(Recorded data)
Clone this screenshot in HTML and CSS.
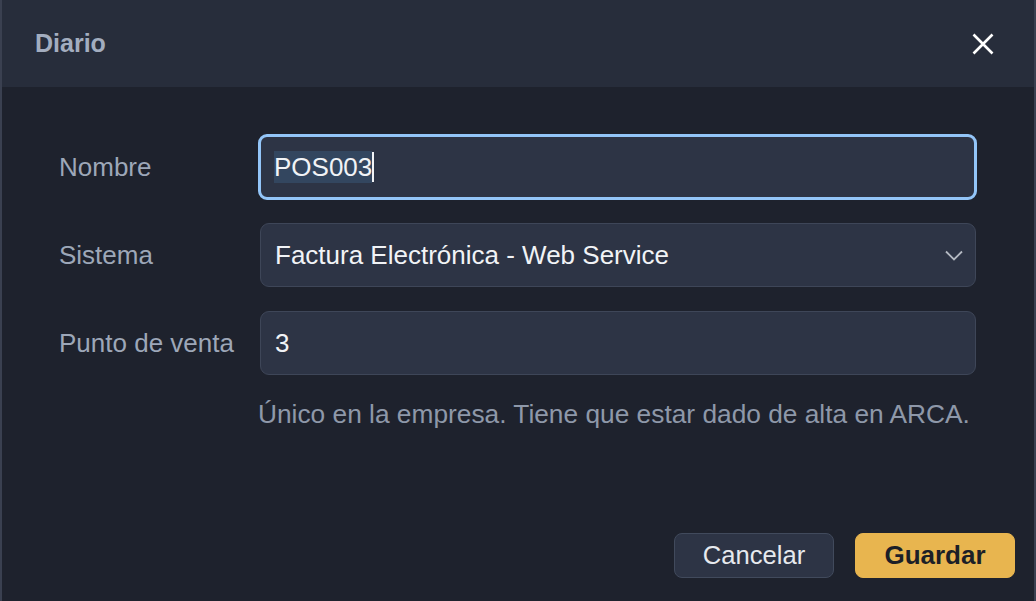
FILE: index.html
```html
<!DOCTYPE html>
<html lang="es">
<head>
<meta charset="utf-8">
<title>Diario</title>
<link rel="stylesheet" href="styles.css">
</head>
<body>
<div class="dialog">
  <header class="dialog-header">
    <h1 class="dialog-title">Diario</h1>
    <button class="close-btn" aria-label="Cerrar">
      <svg width="22" height="22" viewBox="0 0 22 22"><path d="M1.5 1.5 L20.5 20.5 M20.5 1.5 L1.5 20.5" stroke="#ffffff" stroke-width="2.6" stroke-linecap="butt" fill="none"/></svg>
    </button>
  </header>
  <main class="dialog-body">
    <div class="form-grid">
      <label class="field-label">Nombre</label>
      <div class="field field-focus"><span class="sel">POS003</span><span class="caret"></span></div>

      <label class="field-label">Sistema</label>
      <div class="field field-select">
        <span>Factura Electrónica - Web Service</span>
        <svg class="chevron" width="18" height="11" viewBox="0 0 18 11"><path d="M1 1.5 L9 9.5 L17 1.5" stroke="#b4b9c2" stroke-width="1.8" fill="none"/></svg>
      </div>

      <label class="field-label">Punto de venta</label>
      <div class="field">3</div>

      <div></div>
      <p class="help">Único en la empresa. Tiene que estar dado de alta en ARCA.</p>
    </div>
  </main>
  <footer class="dialog-footer">
    <button class="btn btn-secondary">Cancelar</button>
    <button class="btn btn-primary">Guardar</button>
  </footer>
</div>
</body>
</html>
```

FILE: styles.css
```css
* { box-sizing: border-box; }
html, body {
  margin: 0;
  padding: 0;
  height: 100%;
  background: #1e222d;
  font-family: "Liberation Sans", Arial, Helvetica, sans-serif;
  font-size: 26px;
  overflow: hidden;
}
.dialog {
  height: 601px;
  display: flex;
  flex-direction: column;
  background: #1e222d;
  border-left: 2px solid #3a4050;
  border-right: 2px solid #3a4050;
}
.dialog-header {
  height: 87px;
  flex: none;
  background: #272d3b;
  display: flex;
  align-items: center;
  justify-content: space-between;
  padding: 0 40px 0 33px;
}
.dialog-title {
  margin: 0;
  font-size: 25px;
  font-weight: bold;
  color: #a3adbf;
}
.close-btn {
  background: none;
  border: 0;
  padding: 0;
  width: 22px;
  height: 22px;
  display: flex;
}
.dialog-body {
  flex: 1;
  padding: 48px 58px 0 57px;
}
.form-grid {
  display: grid;
  grid-template-columns: 201px 1fr;
  row-gap: 24px;
  align-items: center;
}
.field-label {
  color: #9da7b8;
}
.field {
  height: 64px;
  background: #2d3445;
  border: 1.5px solid #3e4658;
  border-radius: 9px;
  padding: 0 14px;
  color: #f1f3f6;
  display: flex;
  align-items: center;
}
.field-focus {
  border: 3px solid #93c5f8;
  padding-left: 13px;
  margin: -1px -1px -1px -2px;
  height: 66px;
}
.sel {
  background: #33465f;
  line-height: 32px;
}
.caret {
  width: 1.5px;
  height: 30px;
  background: #f1f3f6;
}
.field-select {
  justify-content: space-between;
  padding-right: 12px;
}
.chevron { display: block; }
.help {
  margin: 0;
  color: #8e98a9;
  margin-left: -2px;
  font-size: 26.3px;
}
.dialog-footer {
  flex: none;
  display: flex;
  justify-content: flex-end;
  gap: 21px;
  padding: 0 19px 23px 0;
}
.btn {
  height: 45px;
  width: 160px;
  border-radius: 8px;
  font-family: inherit;
  font-size: 25.6px;
  padding: 0;
}
.btn-secondary {
  background: #2d3445;
  border: 1.5px solid #414a5c;
  color: #e6e9ee;
}
.btn-primary {
  background: #e8b54f;
  border: 1.5px solid #e8b54f;
  color: #1c1f27;
  font-weight: bold;
  font-size: 26px;
}
```
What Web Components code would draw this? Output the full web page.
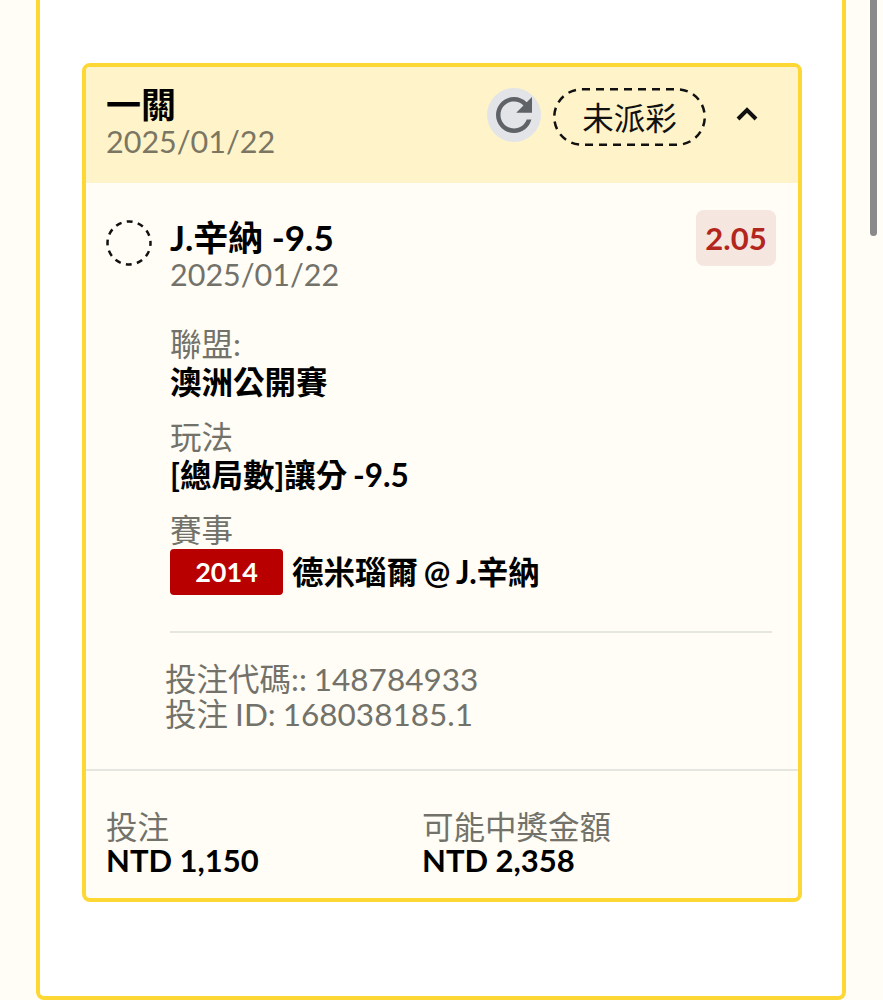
<!DOCTYPE html>
<html lang="zh-Hant">
<head>
<meta charset="utf-8">
<title>Bet slip</title>
<style>
    html, body {
        margin: 0;
        height: 1000px;
        overflow: hidden;
        background: #fffdf5;
        font-family: Lato, "Noto Sans CJK TC", sans-serif;
    }
</style>
</head>
<body>

<page-shell>
    <bet-card title="一關" date="2025/01/22" status="未派彩">
        <bet-leg pick="J.辛納 -9.5" date="2025/01/22" odds="2.05">
            <info-field label="聯盟:">澳洲公開賽</info-field>
            <info-field label="玩法">[總局數]讓分 -9.5</info-field>
            <info-field label="賽事"><match-tag slot="tag">2014</match-tag>德米瑙爾 @ J.辛納</info-field>
            <span slot="codes">投注代碼:: 148784933</span>
            <span slot="codes">投注 ID: 168038185.1</span>
        </bet-leg>
        <money-total slot="totals" label="投注">NTD 1,150</money-total>
        <money-total slot="totals" label="可能中獎金額">NTD 2,358</money-total>
    </bet-card>
</page-shell>

<script>
// < ======================================================
// < Page Shell
// < ======================================================

class PageShell extends HTMLElement {
    constructor() {
        super();
        this.attachShadow({ mode: 'open' });
        this.shadowRoot.innerHTML = /*html*/`
<style>
:host {
    display: block;
    position: relative;
    height: 1000px;
    padding-left: 36px;
    box-sizing: border-box;
}
.panel {
    width: 810px;
    height: 1000px;
    box-sizing: border-box;
    padding: 63px 0 0 42px;
    background: #fff;
    border: 4px solid #fdd835;
    border-top: 0;
    border-radius: 0 0 8px 8px;
}
.scrollbar {
    position: absolute;
    top: 0;
    left: 870px;
    width: 7px;
    height: 236px;
    background: #8a8a8a;
    border-radius: 0 0 4px 4px;
}
</style>
<div class="panel"><slot></slot></div>
<div class="scrollbar"></div>`;
    }
}

// < ======================================================
// < Bet Card
// < ======================================================

class BetCard extends HTMLElement {
    constructor() {
        super();
        this.attachShadow({ mode: 'open' });
        this.shadowRoot.innerHTML = /*html*/`
<style>
:host {
    display: block;
    width: 720px;
    height: 839px;
    box-sizing: border-box;
    border: 4px solid #fdd835;
    border-radius: 8px;
    background: #fffdf5;
    overflow: hidden;
}
.header {
    display: flex;
    align-items: flex-start;
    height: 116px;
    box-sizing: border-box;
    padding: 18px 22px 0 20px;
    background: #fff3c9;
}
.heading { flex: 1; min-width: 0; }
.title { font-size: 35px; line-height: 38px; font-weight: 700; color: #000; }
.date { font-size: 30.5px; line-height: 37px; color: #7a7663; }
.refresh {
    width: 54px;
    height: 54px;
    margin: 3px 12px 0 0;
    display: flex;
    align-items: center;
    justify-content: center;
    border-radius: 50%;
    background: #e2e4e8;
}
.refresh svg { display: block; }
.status {
    position: relative;
    width: 153px;
    height: 58px;
    margin-top: 3px;
    padding-bottom: 2px;
    box-sizing: border-box;
    display: flex;
    align-items: center;
    justify-content: center;
    font-size: 31.5px;
    color: #111;
}
.status svg { position: absolute; top: 0; left: 0; }
.chevron { margin: 21px 18px 0 30px; display: block; }
.totals {
    display: grid;
    grid-template-columns: 316px 1fr;
    padding: 40px 20px 0;
    border-top: 2px solid #e6e6e1;
}
</style>
<div class="header">
    <div class="heading">
        <div class="title"></div>
        <div class="date"></div>
    </div>
    <div class="refresh">
        <svg width="54" height="54" viewBox="0 0 24 24"><path fill="#5f6368" d="M17.65 6.35C16.2 4.9 14.21 4 12 4c-4.42 0-7.99 3.58-7.99 8s3.57 8 7.99 8c3.73 0 6.84-2.55 7.73-6h-2.08c-.82 2.33-3.04 4-5.65 4-3.31 0-6-2.69-6-6s2.69-6 6-6c1.66 0 3.14.69 4.22 1.78L13 11h7V4l-2.35 2.35z"/></svg>
    </div>
    <div class="status">
        <svg width="153" height="58" viewBox="0 0 153 58"><rect x="1.25" y="1.25" width="150.5" height="55.5" rx="27.75" fill="none" stroke="#111" stroke-width="2.5" stroke-dasharray="8 6"/></svg>
        <span class="status-text"></span>
    </div>
    <svg class="chevron" width="22" height="16" viewBox="0 0 22 16"><polyline points="2,13 11,4 20,13" fill="none" stroke="#111" stroke-width="4"/></svg>
</div>
<slot></slot>
<div class="totals"><slot name="totals"></slot></div>`;
    }

    connectedCallback() {
        this.shadowRoot.querySelector('.title').textContent = this.getAttribute('title');
        this.shadowRoot.querySelector('.date').textContent = this.getAttribute('date');
        this.shadowRoot.querySelector('.status-text').textContent = this.getAttribute('status');
    }
}

// < ======================================================
// < Bet Leg
// < ======================================================

class BetLeg extends HTMLElement {
    constructor() {
        super();
        this.attachShadow({ mode: 'open' });
        this.shadowRoot.innerHTML = /*html*/`
<style>
:host {
    display: block;
    height: 586px;
    box-sizing: border-box;
    padding: 27px 22px 0 20px;
}
.top { display: flex; align-items: flex-start; }
.marker { flex: none; margin: 10px 18px 0 0; display: block; }
.pick-block { flex: 1; min-width: 0; padding-top: 7px; }
.pick { font-size: 35px; line-height: 40px; font-weight: 700; color: #000; }
.date { font-size: 30.5px; line-height: 34px; color: #72726a; }
.odds {
    flex: none;
    width: 80px;
    height: 56px;
    display: flex;
    align-items: center;
    justify-content: center;
    background: #f5e6e0;
    border-radius: 8px;
    font-size: 31px;
    font-weight: 700;
    color: #b3261e;
}
.fields {
    display: flex;
    flex-direction: column;
    gap: 17px;
    margin: 34px 0 0 64px;
}
.divider {
    height: 2px;
    margin: 36px 4px 0 64px;
    background: #e6e6e1;
}
.codes {
    display: flex;
    flex-direction: column;
    margin: 29px 0 0 59px;
    font-size: 31.5px;
    line-height: 35px;
    word-spacing: -1px;
    color: #72726a;
}
</style>
<div class="top">
    <svg class="marker" width="46" height="46" viewBox="0 0 46 46"><circle cx="23" cy="23" r="21.5" fill="none" stroke="#111" stroke-width="2.5" stroke-dasharray="6 5.26" stroke-dashoffset="3"/></svg>
    <div class="pick-block">
        <div class="pick"></div>
        <div class="date"></div>
    </div>
    <div class="odds"></div>
</div>
<div class="fields"><slot></slot></div>
<div class="divider"></div>
<div class="codes"><slot name="codes"></slot></div>`;
    }

    connectedCallback() {
        this.shadowRoot.querySelector('.pick').textContent = this.getAttribute('pick');
        this.shadowRoot.querySelector('.date').textContent = this.getAttribute('date');
        this.shadowRoot.querySelector('.odds').textContent = this.getAttribute('odds');
    }
}

// < ======================================================
// < Small Parts
// < ======================================================

class InfoField extends HTMLElement {
    constructor() {
        super();
        this.attachShadow({ mode: 'open' });
        this.shadowRoot.innerHTML = /*html*/`
<style>
:host { display: block; font-size: 31.5px; }
.label { line-height: 38px; color: #72726a; }
.value {
    display: flex;
    align-items: center;
    gap: 9px;
    min-height: 38px;
    line-height: 38px;
    font-weight: 700;
    word-spacing: -2px;
    color: #000;
}
</style>
<div class="label"></div>
<div class="value"><slot name="tag"></slot><span><slot></slot></span></div>`;
    }

    connectedCallback() {
        this.shadowRoot.querySelector('.label').textContent = this.getAttribute('label');
    }
}

class MatchTag extends HTMLElement {
    constructor() {
        super();
        this.attachShadow({ mode: 'open' });
        this.shadowRoot.innerHTML = /*html*/`
<style>
:host {
    display: flex;
    align-items: center;
    justify-content: center;
    width: 113px;
    height: 46px;
    background: #b80000;
    border-radius: 4px;
    font-size: 27px;
    font-weight: 700;
    color: #fff;
}
</style>
<slot></slot>`;
    }
}

class MoneyTotal extends HTMLElement {
    constructor() {
        super();
        this.attachShadow({ mode: 'open' });
        this.shadowRoot.innerHTML = /*html*/`
<style>
:host { display: block; font-size: 31.5px; }
.label { line-height: 33px; color: #72726a; }
.value { font-size: 31px; line-height: 33px; font-weight: 700; color: #000; }
</style>
<div class="label"></div>
<div class="value"><slot></slot></div>`;
    }

    connectedCallback() {
        this.shadowRoot.querySelector('.label').textContent = this.getAttribute('label');
    }
}

// * ======================================================
// * Custom Element Registration
// * ======================================================

customElements.define('page-shell', PageShell);
customElements.define('bet-card', BetCard);
customElements.define('bet-leg', BetLeg);
customElements.define('info-field', InfoField);
customElements.define('match-tag', MatchTag);
customElements.define('money-total', MoneyTotal);
</script>
</body>
</html>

### [AIM]
Looking above, find the stretch of lines that opens with the one holding "What Web Components" and closes with the one holding "</page-shell>". Copy it exactly, pictures excluded.

### [THE COMPLETED TASK]
What Web Components code would draw this? Output the full web page.
<!DOCTYPE html>
<html lang="zh-Hant">
<head>
<meta charset="utf-8">
<title>Bet slip</title>
<style>
    html, body {
        margin: 0;
        height: 1000px;
        overflow: hidden;
        background: #fffdf5;
        font-family: Lato, "Noto Sans CJK TC", sans-serif;
    }
</style>
</head>
<body>

<page-shell>
    <bet-card title="一關" date="2025/01/22" status="未派彩">
        <bet-leg pick="J.辛納 -9.5" date="2025/01/22" odds="2.05">
            <info-field label="聯盟:">澳洲公開賽</info-field>
            <info-field label="玩法">[總局數]讓分 -9.5</info-field>
            <info-field label="賽事"><match-tag slot="tag">2014</match-tag>德米瑙爾 @ J.辛納</info-field>
            <span slot="codes">投注代碼:: 148784933</span>
            <span slot="codes">投注 ID: 168038185.1</span>
        </bet-leg>
        <money-total slot="totals" label="投注">NTD 1,150</money-total>
        <money-total slot="totals" label="可能中獎金額">NTD 2,358</money-total>
    </bet-card>
</page-shell>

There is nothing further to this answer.